1993 film directed by Robert De Niro

A Bronx Tale is a 1993 American coming-of-age crime drama film directed by and starring Robert De Niro in his directorial debut and produced by Jane Rosenthal, adapted from Chazz Palminteri's 1989 one-man play. It tells the coming-of-age story of an Italian-American boy, Calogero, who, after encountering a local Mafia boss, is torn between the temptations of organized crime and the values of his honest, hardworking father, as well as racial tensions in his community. The Broadway production was converted to film with limited changes.

De Niro, who first viewed the play in Los Angeles in 1990, acquired the rights from Palminteri, with the intent of making the play his directorial debut. The duo worked heavily together on the screenplay, with Palminteri aiming to retain many of the aspects of the original script, as it was based largely on his own childhood. Production began in 1991 and was funded in collaboration with De Niro's Tribeca Productions and Savoy Pictures, as the first film released by each studio.

A Bronx Tale premiered at the Toronto International Film Festival on September 14, 1993, and was released in the United States on September 29, 1993. The film achieved limited commercial success, grossing more than $17 million domestically.
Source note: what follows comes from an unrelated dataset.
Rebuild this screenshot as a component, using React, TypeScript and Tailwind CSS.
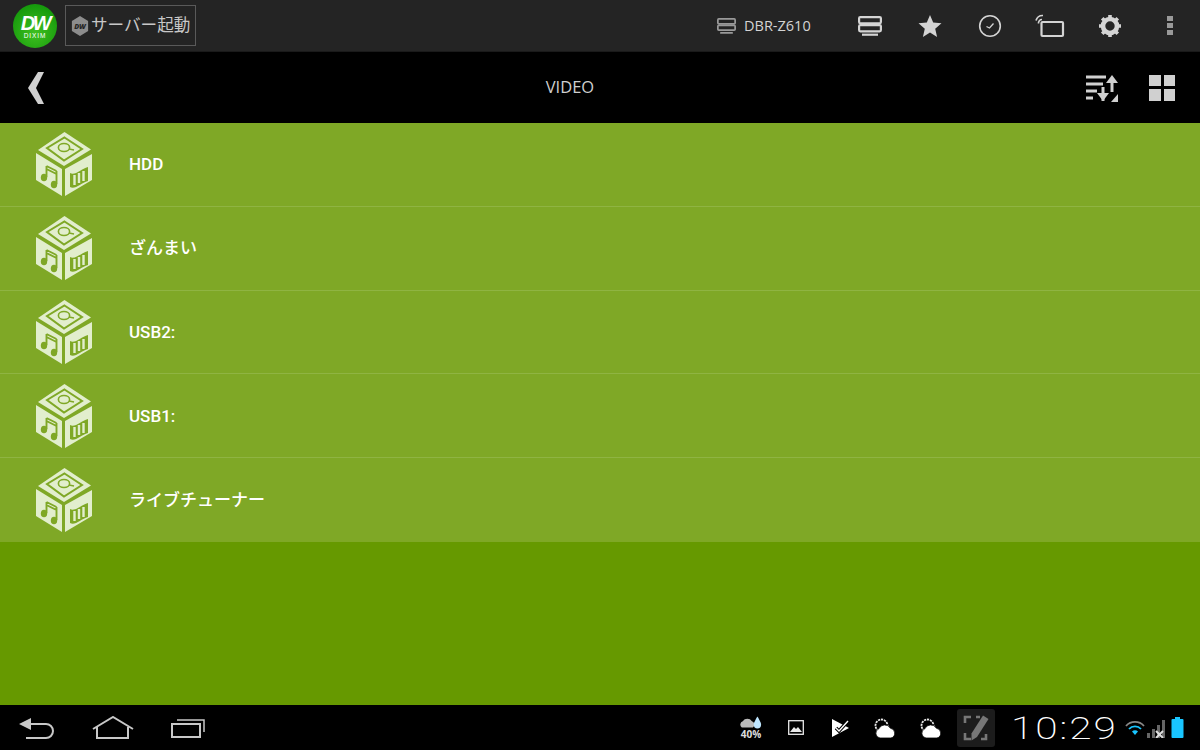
const rows = ["HDD", "ざんまい", "USB2:", "USB1:", "ライブチューナー"];

function CubeIcon() {
  return (
    <svg viewBox="0 0 56 64" className="h-16 w-14">
      <path d="M28.5 0 L55 17.5 L28 34 L2 18 Z" fill="#e2eecd" />
      <path d="M0 21 L26 37 L26 64 L0 48 Z" fill="#e2eecd" />
      <path d="M56 22 L29 37 L29 64 L56 48 Z" fill="#e2eecd" />
      <path d="M28.5 5.5 L46 17 L28 28.5 L11 16 Z" fill="none" stroke="#7fa826" strokeWidth="2" />
      <ellipse cx="28" cy="15.5" rx="5.6" ry="4" fill="none" stroke="#7fa826" strokeWidth="1.6" />
      <path d="M33 17 L38 18" stroke="#7fa826" strokeWidth="1.4" />
      <path d="M10.5 34 V45 M20.5 39 V52 M10.5 34 L20.5 39 M10.5 37 L20.5 42" fill="none" stroke="#7fa826" strokeWidth="1.9" />
      <ellipse cx="8" cy="45.5" rx="3.2" ry="3.8" fill="#7fa826" />
      <ellipse cx="18" cy="52.5" rx="3.2" ry="3.8" fill="#7fa826" />
      <path d="M34 41 C39 44 45 37 52 35 V49 C45 51 39 58 34 55 Z" fill="#7fa826" />
      <path d="M38.5 43 V53 M43 41 V51 M47.5 39 V49" stroke="#e2eecd" strokeWidth="2.4" />
    </svg>
  );
}

function ServerIcon({ className }: { className: string }) {
  return (
    <svg viewBox="0 0 24 20" className={className} fill="none" stroke="currentColor" strokeWidth="2.2">
      <rect x="1.1" y="1.1" width="21.8" height="6.2" rx="1.2" />
      <rect x="1.1" y="9.1" width="21.8" height="6.2" rx="1.2" />
      <path d="M4 18.7 H20" />
    </svg>
  );
}

function WeatherIcon({ className }: { className: string }) {
  return (
    <svg viewBox="0 0 22 20" className={className}>
      <circle cx="7.5" cy="7.5" r="6" fill="none" stroke="#e8e8e8" strokeWidth="1.8" strokeDasharray="2.2 0.8" />
      <path d="M6 20 a4.8 4.8 0 0 1 -1.2 -9.2 a6.5 6.5 0 0 1 11.6 -0.6 a5 5 0 0 1 0.6 9.8 Z" fill="#fff" stroke="#000" strokeWidth="0.8" />
    </svg>
  );
}

function TopBar() {
  return (
    <div className="flex h-[52px] items-center border-b border-[#1a1a1a] bg-[#242424] pr-[27px] pl-[13px]">
      <div className="flex h-[44px] w-[44px] flex-col items-center justify-center rounded-full bg-[radial-gradient(circle_at_50%_65%,#3fc020,#169a0c_75%)] text-white">
        <span className="mt-[3px] text-[20px] leading-[17px] font-black tracking-[-2.5px] italic [font-family:'Liberation_Sans',sans-serif]">
          DW
        </span>
        <span className="text-[6.5px] leading-[8px] tracking-[0.9px] [font-family:'Liberation_Sans',sans-serif]">DIXIM</span>
      </div>
      <div className="ml-[8px] flex h-[41px] w-[131px] items-center border border-[#5a5a5a] pl-[5px]">
        <svg viewBox="0 0 20 22" className="h-[20px] w-[18px]">
          <path d="M10 0 L19 5.5 V16.5 L10 22 L1 16.5 V5.5 Z" fill="#8c8c8c" />
          <text x="10" y="14" textAnchor="middle" fontSize="8" fontWeight="900" fontStyle="italic" fill="#242424">
            DW
          </text>
        </svg>
        <span className="ml-[2px] text-[16.6px] whitespace-nowrap text-[#c8c8c8]">サーバー起動</span>
      </div>
      <div className="ml-auto flex items-center">
        <ServerIcon className="h-[16px] w-[19px] text-[#999]" />
        <span className="ml-[8px] w-[66px] text-[14.5px] whitespace-nowrap text-[#d4d4d4]">DBR-Z610</span>
        <ServerIcon className="ml-[48px] h-[20px] w-[24px] text-[#d4d4d4]" />
        <svg viewBox="0 0 24 24" className="ml-[36px] h-[24px] w-[24px]">
          <path d="M12 1 L15.2 8.6 L23.5 9.3 L17.2 14.8 L19.1 23 L12 18.6 L4.9 23 L6.8 14.8 L0.5 9.3 L8.8 8.6 Z" fill="#d4d4d4" />
        </svg>
        <svg viewBox="0 0 24 24" className="ml-[36px] h-[24px] w-[24px] text-[#d4d4d4]" fill="none" stroke="currentColor">
          <circle cx="12" cy="12" r="10.3" strokeWidth="1.6" />
          <path d="M8.5 12.5 L11.5 14 L15.5 9.5" strokeWidth="1.3" />
        </svg>
        <svg viewBox="0 0 30 24" className="ml-[33px] h-[24px] w-[30px] text-[#d4d4d4]" fill="none" stroke="currentColor" strokeWidth="2.2">
          <rect x="6.5" y="8" width="21.5" height="14" rx="1" />
          <path d="M1 6.5 a7 7 0 0 1 7 -5 M3.5 9.5 a3.5 3.5 0 0 1 3.5 -4" strokeWidth="1.7" />
        </svg>
        <svg viewBox="0 0 24 24" className="ml-[33px] h-[24px] w-[24px] text-[#d4d4d4]">
          <circle cx="12" cy="12" r="7" fill="none" stroke="currentColor" strokeWidth="4.6" />
          <path
            d="M12 1 V5 M12 19 V23 M1 12 H5 M19 12 H23 M4.2 4.2 L7 7 M17 17 L19.8 19.8 M19.8 4.2 L17 7 M7 17 L4.2 19.8"
            stroke="currentColor"
            strokeWidth="3.6"
          />
        </svg>
        <div className="ml-[45px] flex w-[6px] flex-col gap-[2px]">
          <div className="h-[5px] bg-[#999]" />
          <div className="h-[5px] bg-[#999]" />
          <div className="h-[5px] bg-[#999]" />
        </div>
      </div>
    </div>
  );
}

function TitleBar() {
  return (
    <div className="flex h-[71px] items-center bg-black pr-[25px] pl-[28px]">
      <svg viewBox="0 0 16 32" className="h-[32px] w-[16px]">
        <path d="M10 0 H16 L8 16 L16 32 H10 L0 16 Z" fill="#d0d0d0" />
      </svg>
      <div className="flex-1 pl-[11px] text-center text-[16.5px] text-[#cfcfcf]">VIDEO</div>
      <svg viewBox="0 0 34 28" className="h-[28px] w-[34px] text-[#d0d0d0]" fill="none" stroke="currentColor" strokeWidth="3">
        <path d="M1 3 H21 M1 10 H18 M1 17 H12 M1 24 H8" />
        <path d="M18 27 V13 M27 18 V4" />
        <path d="M12 19 H24 L18 27 Z" fill="currentColor" stroke="none" />
        <path d="M21 9 H33 L27 1 Z" fill="currentColor" stroke="none" />
        <path d="M33 20 V28 H26 Z" fill="currentColor" stroke="none" />
      </svg>
      <div className="ml-[30px] grid h-[26px] w-[26px] grid-cols-2 gap-[3px]">
        <div className="bg-[#d0d0d0]" />
        <div className="bg-[#d0d0d0]" />
        <div className="bg-[#d0d0d0]" />
        <div className="bg-[#d0d0d0]" />
      </div>
    </div>
  );
}

function NavBar() {
  return (
    <div className="flex h-[45px] items-center bg-black pr-[16px] pl-[19px]">
      <svg viewBox="0 0 36 22" className="h-[22px] w-[36px] text-[#c8c8c8]" fill="none" stroke="currentColor" strokeWidth="2">
        <path d="M12 7 H27 a6.5 6.5 0 0 1 0 14 H7" />
        <path d="M0 7 L12 1 V13 Z" fill="currentColor" stroke="none" />
      </svg>
      <svg viewBox="0 0 42 24" className="ml-[37px] h-[24px] w-[42px] text-[#c8c8c8]" fill="none" stroke="currentColor" strokeWidth="2">
        <path d="M1 13 L21 1 L41 13 M5 11 V22 H36 V11" />
      </svg>
      <svg viewBox="0 0 34 20" className="ml-[37px] h-[20px] w-[34px] text-[#c8c8c8]" fill="none" stroke="currentColor" strokeWidth="2">
        <rect x="1" y="6" width="28" height="13" />
        <path d="M6 2 H33 V14" strokeWidth="1.5" />
      </svg>
      <div className="ml-auto flex items-center">
        <div className="flex w-[24px] flex-col items-center">
          <svg viewBox="0 0 24 13" className="h-[13px] w-[22px]">
            <path d="M2 12 a4 4 0 0 1 1 -7 a6 6 0 0 1 10 0 a4 4 0 0 1 1 7 Z" fill="#bbb" />
            <path d="M19 0 C22 5 23 7 23 9 a4 4 0 0 1 -8 0 C15 7 16 5 19 0 Z" fill="#bfe6ff" />
          </svg>
          <span className="text-[10px] leading-[11px] font-bold text-[#ddd]">40%</span>
        </div>
        <svg viewBox="0 0 16 15" className="ml-[25px] h-[15px] w-[16px]">
          <rect x="0.7" y="0.7" width="14.6" height="13.6" fill="none" stroke="#e8e8e8" strokeWidth="1.3" />
          <path d="M2 12 L6 7 L8 9 L10 7 L14 12 Z" fill="#e8e8e8" />
        </svg>
        <svg viewBox="0 0 18 20" className="ml-[28px] h-[20px] w-[18px]">
          <path d="M0 1 L17 10 L0 19 Z" fill="#fff" />
          <path d="M4 10 L7 13 L16 3" fill="none" stroke="#000" strokeWidth="3.4" />
          <path d="M4 10 L7 13 L16 3" fill="none" stroke="#fff" strokeWidth="1.4" />
        </svg>
        <WeatherIcon className="ml-[24px] h-[20px] w-[22px]" />
        <WeatherIcon className="ml-[24px] h-[20px] w-[22px]" />
        <div className="ml-[15px] flex h-[38px] w-[38px] items-center justify-center rounded-[3px] bg-[#1c1c1c]">
          <svg viewBox="0 0 26 26" className="h-[26px] w-[26px]" fill="none" stroke="#777" strokeWidth="2.6">
            <path d="M8 2 H2 V8 M2 18 V24 H8 M18 24 H23 V19 M13 2 H17" />
            <path d="M20 0.5 L25.5 4 L14 22 L8.5 25.5 L8.5 18.5 Z" fill="#777" stroke="none" />
          </svg>
        </div>
        <span className="ml-[16px] w-[108px] origin-left scale-x-[1.27] text-[32px] leading-[32px] font-extralight tracking-[1.5px] whitespace-nowrap text-white [font-family:Roboto,sans-serif]">
          10:29
        </span>
        <svg viewBox="0 0 20 14" className="ml-[6px] h-[14px] w-[20px]" fill="none">
          <path d="M1 5 a12 12 0 0 1 18 0" stroke="#888" strokeWidth="1.8" />
          <path d="M4 8 a8 8 0 0 1 12 0" stroke="#19c5ff" strokeWidth="1.8" />
          <path d="M7 10.5 L10 14 L13 10.5 a4 4 0 0 0 -6 0 Z" fill="#19c5ff" />
        </svg>
        <svg viewBox="0 0 20 20" className="h-[20px] w-[20px]">
          <path d="M2 15 h3 v5 h-3 Z M7 11 h3 v9 h-3 Z M12 7 h3 v13 h-3 Z M17 2 h3 v18 h-3 Z" fill="#666" />
          <path d="M11 13 L18 20 M18 13 L11 20" stroke="#ddd" strokeWidth="2" />
        </svg>
        <svg viewBox="0 0 12 21" className="ml-[6px] h-[21px] w-[13px]">
          <path d="M3.5 0 H8.5 V2 H11 a1 1 0 0 1 1 1 V20 a1 1 0 0 1 -1 1 H1 a1 1 0 0 1 -1 -1 V3 a1 1 0 0 1 1 -1 H3.5 Z" fill="#19c5ff" />
        </svg>
      </div>
    </div>
  );
}

export default function App() {
  return (
    <div className="flex h-[750px] w-[1200px] flex-col overflow-hidden bg-[#669900] font-['Open_Sans','Noto_Sans_CJK_JP',sans-serif]">
      <TopBar />
      <TitleBar />
      <div className="grid h-[419px] grid-rows-5">
        {rows.map((name, i) => (
          <div
            key={name}
            className={`flex items-center bg-[#7fa826] pl-[36px] ${i < 4 ? "border-b border-[#8fb442]" : ""}`}
          >
            <CubeIcon />
            <span className="ml-[37px] pt-[1px] font-['Roboto','Noto_Sans_CJK_JP',sans-serif] text-[17px] font-medium text-white">
              {name}
            </span>
          </div>
        ))}
      </div>
      <div className="flex-1" />
      <NavBar />
    </div>
  );
}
However, it fared much better with critics, who praised the performances of the leads. The film launched Palminteri's acting career and also helped De Niro gain acceptance as a director.

==Plot==

In 1960, nine-year-old Calogero lives in Belmont, a working-class Italian-American neighborhood in the Bronx with his father Lorenzo, a Surface Transit (later MTA) bus driver, and his mother Rosina. Calogero becomes enamored of the Mafia presence in his neighborhood, led by local boss Sonny.
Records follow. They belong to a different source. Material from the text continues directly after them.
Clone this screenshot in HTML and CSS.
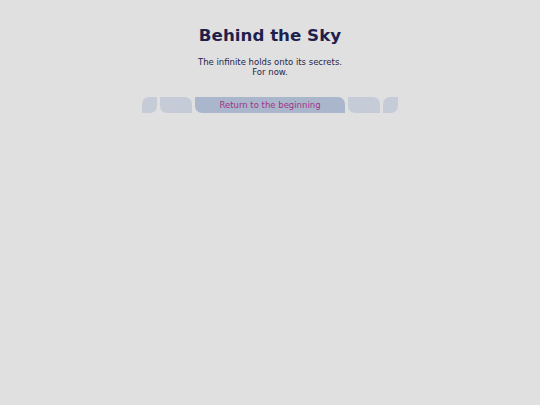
FILE: index.html
```html
<!DOCTYPE html>
<html>
<head>
<meta charset="utf-8">
<link rel="stylesheet" href="styles.css">
</head>
<body>
<main class="page">
  <h1 class="title">Behind the Sky</h1>
  <p class="lead">The infinite holds onto its secrets.<br>For now.</p>
  <nav class="bar">
    <span class="tile tile-sm leaf-a"></span>
    <span class="tile tile-md leaf-b"></span>
    <a class="tile main leaf-b" href="#">Return to the beginning</a>
    <span class="tile tile-md leaf-b"></span>
    <span class="tile tile-sm leaf-a"></span>
  </nav>
</main>
</body>
</html>
```
FILE: styles.css
```css
html, body {
  margin: 0;
  padding: 0;
  background: #e0e0e0;
}
body {
  font-family: "DejaVu Sans", Verdana, sans-serif;
}
.page {
  display: flex;
  flex-direction: column;
  align-items: center;
  padding-top: 25px;
}
.title {
  margin: 0;
  font-size: 16.7px;
  font-weight: bold;
  color: #1f1f4d;
  line-height: 20px;
}
.lead {
  margin: 12px 0 0;
  font-size: 8.5px;
  line-height: 10px;
  color: #26264a;
  text-align: center;
}
.bar {
  display: flex;
  gap: 3px;
  margin-top: 20px;
}
.tile {
  height: 16px;
  background: #c5ccd8;
}
.tile-sm { width: 15px; }
.tile-md { width: 32px; }
.leaf-a { border-radius: 7px 0 7px 0; }
.leaf-b { border-radius: 0 7px 0 7px; }
.main {
  width: 150px;
  background: #a9b6cb;
  color: #a33389;
  font-size: 8.5px;
  line-height: 16px;
  text-align: center;
  text-decoration: none;
}
```
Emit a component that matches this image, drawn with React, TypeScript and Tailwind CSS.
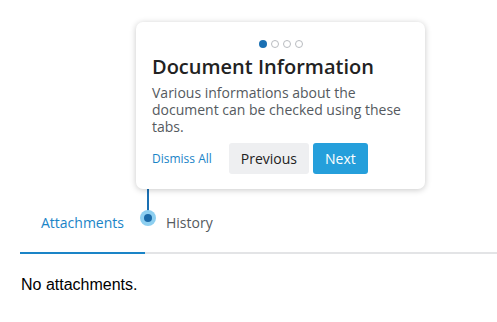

One day, Calogero witnesses Sonny shoot and kill a man who was assaulting his friend. Calogero keeps quiet when questioned by police detectives. Sonny's men offer Lorenzo a better-paying job, but preferring a law-abiding life, he politely declines.
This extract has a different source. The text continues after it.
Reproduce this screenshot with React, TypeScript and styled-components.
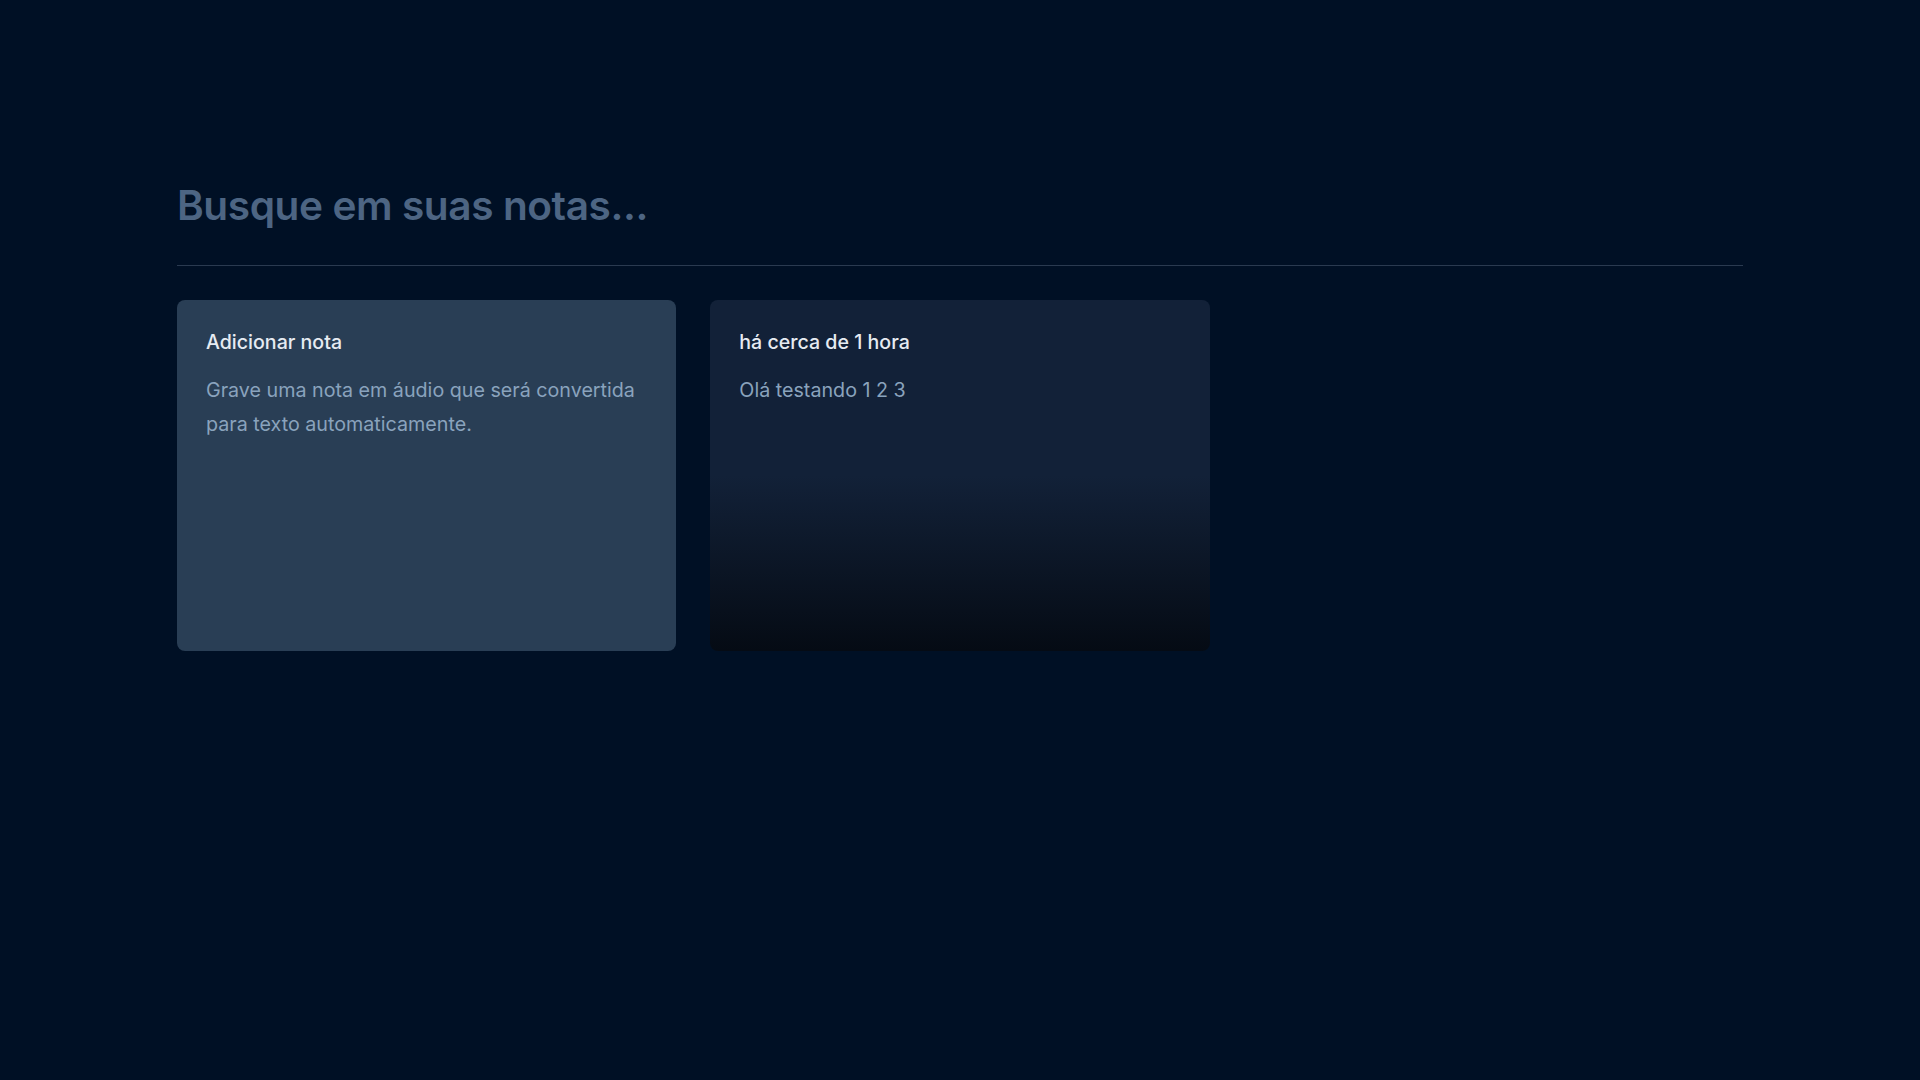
import React from 'react';
import styled, { createGlobalStyle } from 'styled-components';

interface Note {
  id: string;
  date: string;
  content: string;
}

const GlobalStyle = createGlobalStyle`
  html, body {
    margin: 0;
    padding: 0;
    background: #001025;
    font-family: Inter, "Noto Sans", sans-serif;
  }
  * {
    box-sizing: border-box;
  }
`;

const Page = styled.main`
  min-height: 100vh;
  padding: 181px 177px 0;
  display: flex;
  flex-direction: column;
  gap: 34px;
`;

const SearchForm = styled.form`
  width: 100%;
`;

const SearchInput = styled.input`
  width: 100%;
  padding: 0;
  margin: 0;
  border: none;
  outline: none;
  background: transparent;
  font-family: Inter, sans-serif;
  font-size: 40.6px;
  line-height: 50px;
  height: 50px;
  font-weight: 600;
  letter-spacing: -0.01em;
  color: #e2e8f0;

  &::placeholder {
    color: #4d6583;
  }
`;

const Divider = styled.div`
  height: 1px;
  background: #2a3a50;
`;

const Grid = styled.div`
  display: grid;
  grid-template-columns: repeat(3, 1fr);
  grid-auto-rows: 351px;
  gap: 34px;
`;

const Card = styled.button<{ $variant: 'add' | 'note' }>`
  all: unset;
  display: flex;
  flex-direction: column;
  gap: 18px;
  padding: 28px 29px;
  border-radius: 8px;
  overflow: hidden;
  cursor: pointer;
  text-align: left;
  background: ${({ $variant }) =>
    $variant === 'add'
      ? '#293e55'
      : 'linear-gradient(to bottom, #122138 0%, #122138 50%, #050b14 100%)'};
`;

const CardTitle = styled.span`
  font-size: 19.6px;
  line-height: 28px;
  font-weight: 500;
  color: #e6ebf2;
`;

const CardText = styled.p`
  margin: 0;
  font-size: 19.7px;
  line-height: 33.6px;
  color: #8aa3bd;
`;

const notes: Note[] = [
  { id: '1', date: 'há cerca de 1 hora', content: 'Olá testando 1 2 3' },
];

export default function App() {
  return (
    <>
      <GlobalStyle />
      <Page>
        <SearchForm onSubmit={(e) => e.preventDefault()}>
          <SearchInput type="text" placeholder="Busque em suas notas..." />
        </SearchForm>

        <Divider />

        <Grid>
          <Card $variant="add" type="button">
            <CardTitle>Adicionar nota</CardTitle>
            <CardText>
              Grave uma nota em áudio que será convertida para texto automaticamente.
            </CardText>
          </Card>

          {notes.map((note) => (
            <Card key={note.id} $variant="note" type="button">
              <CardTitle>{note.date}</CardTitle>
              <CardText>{note.content}</CardText>
            </Card>
          ))}
        </Grid>
      </Page>
    </>
  );
}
Sonny befriends Calogero and nicknames him "C." Calogero earns tips working in Sonny's bar and throwing dice, but is admonished by Lorenzo when he discovers the cash that his son has earned. Lorenzo returns the money to Sonny and warns him to keep away from Calogero.

Eight years later, 17-year-old Calogero has been visiting Sonny regularly without his father's knowledge. Calogero is part of a gang of local Italian-American boys, which concerns Sonny, who does not want him to live a life of crime.

Calogero meets an African-American girl, Jane, and a tentative romance blossoms between them. Despite the high racial tensions between Italian-Americans and African-Americans in the area, Calogero arranges a date with Jane. He asks for advice from Sonny, who lends Calogero his car to impress her.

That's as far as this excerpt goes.